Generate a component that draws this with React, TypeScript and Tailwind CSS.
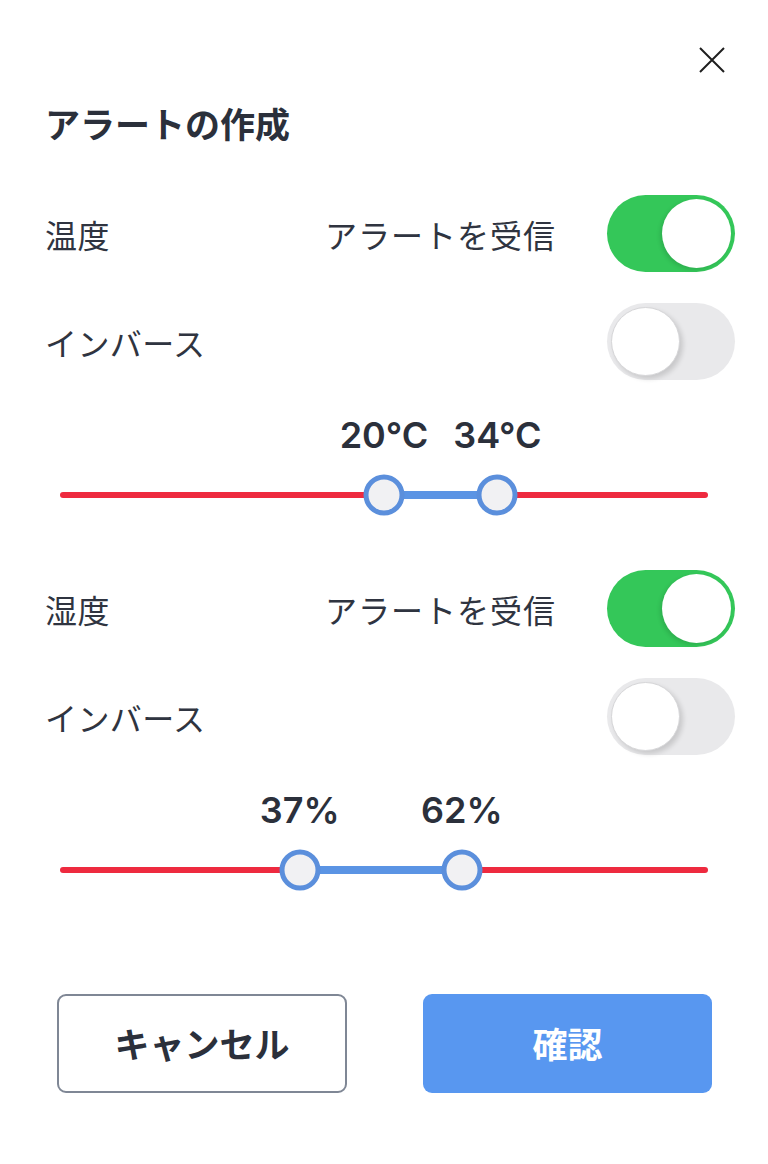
import React from "react";

const jp = "font-['Hiragino_Sans','Noto_Sans_CJK_JP',sans-serif]";

function Toggle({ on }: { on: boolean }) {
  return on ? (
    <div className="relative w-[128px] h-[77px] rounded-full bg-[#34c759] shrink-0">
      <div className="absolute right-[4px] top-[4px] w-[69px] h-[69px] rounded-full bg-white shadow-[-2px_2px_4px_rgba(0,0,0,0.12)]" />
    </div>
  ) : (
    <div className="relative w-[128px] h-[77px] rounded-full bg-[#e9e9eb] shrink-0">
      <div className="absolute left-[4px] top-[4px] w-[69px] h-[69px] rounded-full bg-white border border-[#d6d6d8] shadow-[3px_3px_5px_rgba(0,0,0,0.14)]" />
    </div>
  );
}

function RangeSlider({
  lo,
  hi,
  min,
  max,
  fmt,
}: {
  lo: number;
  hi: number;
  min: number;
  max: number;
  fmt: (v: number) => string;
}) {
  const p1 = ((lo - min) / (max - min)) * 100;
  const p2 = ((hi - min) / (max - min)) * 100;
  return (
    <div className="mx-[60px] mt-[35px]">
      <div className="relative h-[40px]">
        {[{ p: p1, v: lo }, { p: p2, v: hi }].map((t, i) => (
          <div
            key={i}
            className="absolute top-0 h-[40px] -translate-x-1/2 flex items-center whitespace-nowrap text-[36px] font-semibold text-[#2b303b] font-['Inter',sans-serif]"
            style={{ left: `${t.p}%` }}
          >
            {fmt(t.v)}
          </div>
        ))}
      </div>
      <div className="relative h-[40px] mt-[20px] flex items-center">
        <div className="w-full h-[6px] rounded-full bg-[#ee2a3f]" />
        <div
          className="absolute h-[8px] bg-[#5b94e4] top-1/2 -translate-y-1/2"
          style={{ left: `${p1}%`, width: `${p2 - p1}%` }}
        />
        {[p1, p2].map((p, i) => (
          <div
            key={i}
            className="absolute top-1/2 -translate-x-1/2 -translate-y-1/2 w-[41px] h-[41px] rounded-full bg-[#f1f1f3] border-[5px] border-[#5b8fdc]"
            style={{ left: `${p}%` }}
          />
        ))}
      </div>
    </div>
  );
}

function Section({
  label,
  lo,
  hi,
  min,
  max,
  fmt,
}: {
  label: string;
  lo: number;
  hi: number;
  min: number;
  max: number;
  fmt: (v: number) => string;
}) {
  return (
    <div>
      <div className="flex items-center pl-[45px] pr-[33px] h-[77px]">
        <div className={`flex-1 text-[32px] tracking-[0.4px] text-[#2f3440] ${jp}`}>{label}</div>
        <div className={`text-[32px] text-[#2f3440] mr-[51px] tracking-[1px] ${jp}`}>アラートを受信</div>
        <Toggle on />
      </div>
      <div className="flex items-center pl-[45px] pr-[33px] h-[77px] mt-[31px]">
        <div className={`flex-1 text-[32px] tracking-[0.4px] text-[#2f3440] ${jp}`}>インバース</div>
        <Toggle on={false} />
      </div>
      <RangeSlider lo={lo} hi={hi} min={min} max={max} fmt={fmt} />
    </div>
  );
}

export default function App() {
  return (
    <div className={`w-[768px] h-[1164px] bg-white ${jp}`}>
      <div className="h-[96px] pt-[47px] pr-[43px] flex justify-end items-start">
        <svg width="26" height="26" viewBox="0 0 26 26" fill="none">
          <path d="M1 1L25 25M25 1L1 25" stroke="#1f1f1f" strokeWidth="2" />
        </svg>
      </div>
      <div className="h-[52px] flex items-center pl-[45px]">
        <div className={`text-[35px] font-bold text-[#2b303b] leading-none ${jp}`}>アラートの作成</div>
      </div>
      <div className="mt-[47px]">
        <Section label="温度" lo={20} hi={34} min={-20} max={60} fmt={(v) => `${v}°C`} />
      </div>
      <div className="mt-[55px]">
        <Section label="湿度" lo={37} hi={62} min={0} max={100} fmt={(v) => `${v}%`} />
      </div>
      <div className="mt-[104px] flex pl-[57px] pr-[56px] justify-between">
        <button className={`w-[290px] h-[99px] rounded-[9px] border-2 border-[#7f8795] bg-white text-[35px] font-bold text-[#2b303b] ${jp}`}>
          キャンセル
        </button>
        <button className={`w-[289px] h-[99px] rounded-[9px] bg-[#5897f0] text-[35px] font-bold text-white ${jp}`}>
          確認
        </button>
      </div>
    </div>
  );
}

━━━━━━━━━━━━━━━━

## TO BE DONE
In the copy, include no pictures; restate the listing above exactly.

## RESULT OF THIS TASK
Generate a component that draws this with React, TypeScript and Tailwind CSS.
import React from "react";

const jp = "font-['Hiragino_Sans','Noto_Sans_CJK_JP',sans-serif]";

function Toggle({ on }: { on: boolean }) {
  return on ? (
    <div className="relative w-[128px] h-[77px] rounded-full bg-[#34c759] shrink-0">
      <div className="absolute right-[4px] top-[4px] w-[69px] h-[69px] rounded-full bg-white shadow-[-2px_2px_4px_rgba(0,0,0,0.12)]" />
    </div>
  ) : (
    <div className="relative w-[128px] h-[77px] rounded-full bg-[#e9e9eb] shrink-0">
      <div className="absolute left-[4px] top-[4px] w-[69px] h-[69px] rounded-full bg-white border border-[#d6d6d8] shadow-[3px_3px_5px_rgba(0,0,0,0.14)]" />
    </div>
  );
}

function RangeSlider({
  lo,
  hi,
  min,
  max,
  fmt,
}: {
  lo: number;
  hi: number;
  min: number;
  max: number;
  fmt: (v: number) => string;
}) {
  const p1 = ((lo - min) / (max - min)) * 100;
  const p2 = ((hi - min) / (max - min)) * 100;
  return (
    <div className="mx-[60px] mt-[35px]">
      <div className="relative h-[40px]">
        {[{ p: p1, v: lo }, { p: p2, v: hi }].map((t, i) => (
          <div
            key={i}
            className="absolute top-0 h-[40px] -translate-x-1/2 flex items-center whitespace-nowrap text-[36px] font-semibold text-[#2b303b] font-['Inter',sans-serif]"
            style={{ left: `${t.p}%` }}
          >
            {fmt(t.v)}
          </div>
        ))}
      </div>
      <div className="relative h-[40px] mt-[20px] flex items-center">
        <div className="w-full h-[6px] rounded-full bg-[#ee2a3f]" />
        <div
          className="absolute h-[8px] bg-[#5b94e4] top-1/2 -translate-y-1/2"
          style={{ left: `${p1}%`, width: `${p2 - p1}%` }}
        />
        {[p1, p2].map((p, i) => (
          <div
            key={i}
            className="absolute top-1/2 -translate-x-1/2 -translate-y-1/2 w-[41px] h-[41px] rounded-full bg-[#f1f1f3] border-[5px] border-[#5b8fdc]"
            style={{ left: `${p}%` }}
          />
        ))}
      </div>
    </div>
  );
}

function Section({
  label,
  lo,
  hi,
  min,
  max,
  fmt,
}: {
  label: string;
  lo: number;
  hi: number;
  min: number;
  max: number;
  fmt: (v: number) => string;
}) {
  return (
    <div>
      <div className="flex items-center pl-[45px] pr-[33px] h-[77px]">
        <div className={`flex-1 text-[32px] tracking-[0.4px] text-[#2f3440] ${jp}`}>{label}</div>
        <div className={`text-[32px] text-[#2f3440] mr-[51px] tracking-[1px] ${jp}`}>アラートを受信</div>
        <Toggle on />
      </div>
      <div className="flex items-center pl-[45px] pr-[33px] h-[77px] mt-[31px]">
        <div className={`flex-1 text-[32px] tracking-[0.4px] text-[#2f3440] ${jp}`}>インバース</div>
        <Toggle on={false} />
      </div>
      <RangeSlider lo={lo} hi={hi} min={min} max={max} fmt={fmt} />
    </div>
  );
}

export default function App() {
  return (
    <div className={`w-[768px] h-[1164px] bg-white ${jp}`}>
      <div className="h-[96px] pt-[47px] pr-[43px] flex justify-end items-start">
        <svg width="26" height="26" viewBox="0 0 26 26" fill="none">
          <path d="M1 1L25 25M25 1L1 25" stroke="#1f1f1f" strokeWidth="2" />
        </svg>
      </div>
      <div className="h-[52px] flex items-center pl-[45px]">
        <div className={`text-[35px] font-bold text-[#2b303b] leading-none ${jp}`}>アラートの作成</div>
      </div>
      <div className="mt-[47px]">
        <Section label="温度" lo={20} hi={34} min={-20} max={60} fmt={(v) => `${v}°C`} />
      </div>
      <div className="mt-[55px]">
        <Section label="湿度" lo={37} hi={62} min={0} max={100} fmt={(v) => `${v}%`} />
      </div>
      <div className="mt-[104px] flex pl-[57px] pr-[56px] justify-between">
        <button className={`w-[290px] h-[99px] rounded-[9px] border-2 border-[#7f8795] bg-white text-[35px] font-bold text-[#2b303b] ${jp}`}>
          キャンセル
        </button>
        <button className={`w-[289px] h-[99px] rounded-[9px] bg-[#5897f0] text-[35px] font-bold text-white ${jp}`}>
          確認
        </button>
      </div>
    </div>
  );
}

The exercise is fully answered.